Auch inhaltlich darf nichts schiefgehen: Wer die Transition verpatzt, warnt ein Experte, wem es nicht gelinge, hier die entscheidenden Weichen und den richtigen Ton zu treffen, dem misslängen auch die ersten hundert Tage seiner Präsidentschaft.
Aus diesem Grund hat sich auch Obama selbst sehr früh mit dem Tag nach der Wahl beschäftigt, zu einem Zeitpunkt, als er noch nicht einmal wusste, ob er diese auch gewinnen würde. Sein Mann für diese Pläne: John Podesta. Der 49-jährige Anwalt setzt sich mit dem fünften November bereits seit dem Frühjahr auseinander. Vier Arbeitsgruppen haben ein 50 Kapitel langes Handbuch ausgearbeitet, das genau festlegt, wie die Wochen bis zum Amtseid Obamas aussehen würden. Für jene Zeit, in der aus dem President-elect am Ende ein President of the United States werden soll.
Es gilt nicht nur, erste Lösungen für eine der größten Krisen in der Geschichte des Landes auf den Weg zu bringen, es sind auch 7000 Posten und vor allem Regierungsämter zu besetzen. 70 Tage bleiben, um geschätzte 40.000 Bewerbungen durchzusehen. Bill Clinton wurde diese aufwendige Personalpolitik 1992 zu einem lästigen Problem, als sich kurz nach Amtsantritt eine seiner Rechtsberaterinnen als Steuersünderin entpuppte. 2004 wurde deshalb ein Gesetz erlassen, das die vom gewählten Präsidenten autorisierten Personen ermächtigt, bereits vor seiner Angelobung auf geheime Personendaten zuzugreifen.
Obama möchte die Fehler seiner Vorgänger auf jeden Fall vermeiden. Fehler, die Franklin D. Roosevelt, John F. Kennedy, Jimmy Carter oder eben Bill Clinton bereits vor ihm gemacht haben.
Roosevelt lehnte 1932 etwa das Angebot seines Vorgängers Herbert Hoover ab, gemeinsam nach Auswegen aus der Wirtschaftskrise zu suchen. Die Folge: Die wirtschaftliche Depression verschlimmerte sich. Zwanzig Jahre später wurde auch aus diesem Fehler gelernt, als Harry Truman seinen Nachfolger Dwight Eisenhower mit wertvollen Informationen versorgte.

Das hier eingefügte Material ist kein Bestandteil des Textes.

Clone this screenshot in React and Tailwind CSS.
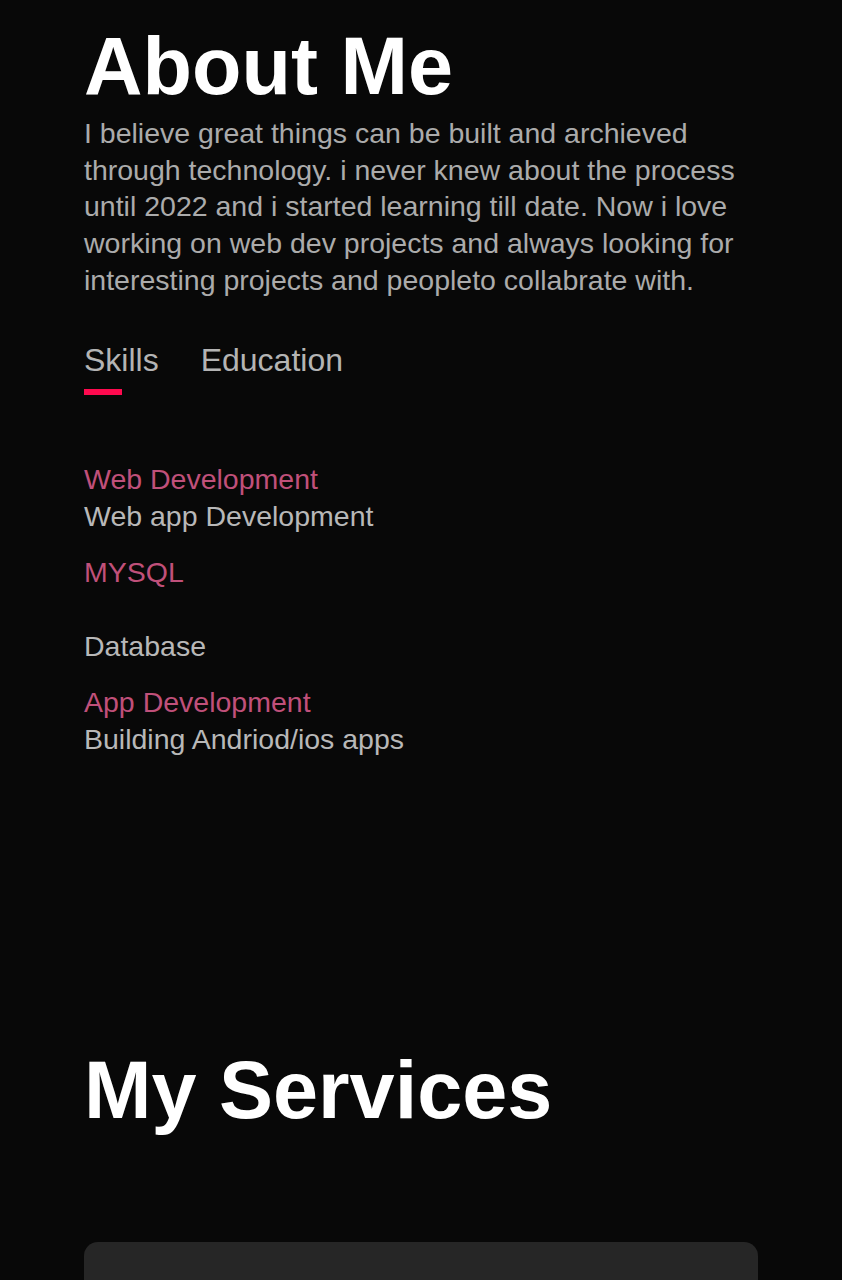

Informationen, auf die wiederum John F. Kennedy keinen Wert zu legen schien. Als Kennedy am sechsten Dezember 1960 seinen Vorgänger im Weißen Haus besuchte, soll dieser ihm geraten haben, jegliche Neuorganisation von Strukturen zu vermeiden, solange Kennedy sich nicht eingearbeitet habe. Nach seinem Amtsantritt verwarf der junge Präsident den Rat Eisenhowers und änderte zahlreiche nationale Sicherheitsvorkehrungen. Zu bürokratisch lautete sein Urteil. Mit der Invasion der Schweinebucht konfrontiert, fehlte Kennedy ein eingespieltes, mit der Materie vertrautes Beratungsgremium.
Bill Clinton hingegen erlebte die Konsequenzen von falschen Personalentscheidungen. Er hatte sich für die Besetzung des Stabschefpostens über einen Monat Zeit gelassen, um sich dann für seinen langjährigen Freund Thomas McLarty zu entscheiden. McLarty war alles andere als unumstritten, nach zwei Jahren schied er als Stabschef wieder aus und war fortan nur noch als Berater tätig.
Obama hat den Posten des Stabschefs bereits zwei Tage nach der Wahl benannt. Rahm Emanuel diente ähnlich wie Podesta schon unter Clinton als enger Berater. "Change" ist damit, zumindest was die Bündelung von Kompetenzen in Obamas direktem Umfeld anbelangt, erst einmal nicht Gebot der Stunde.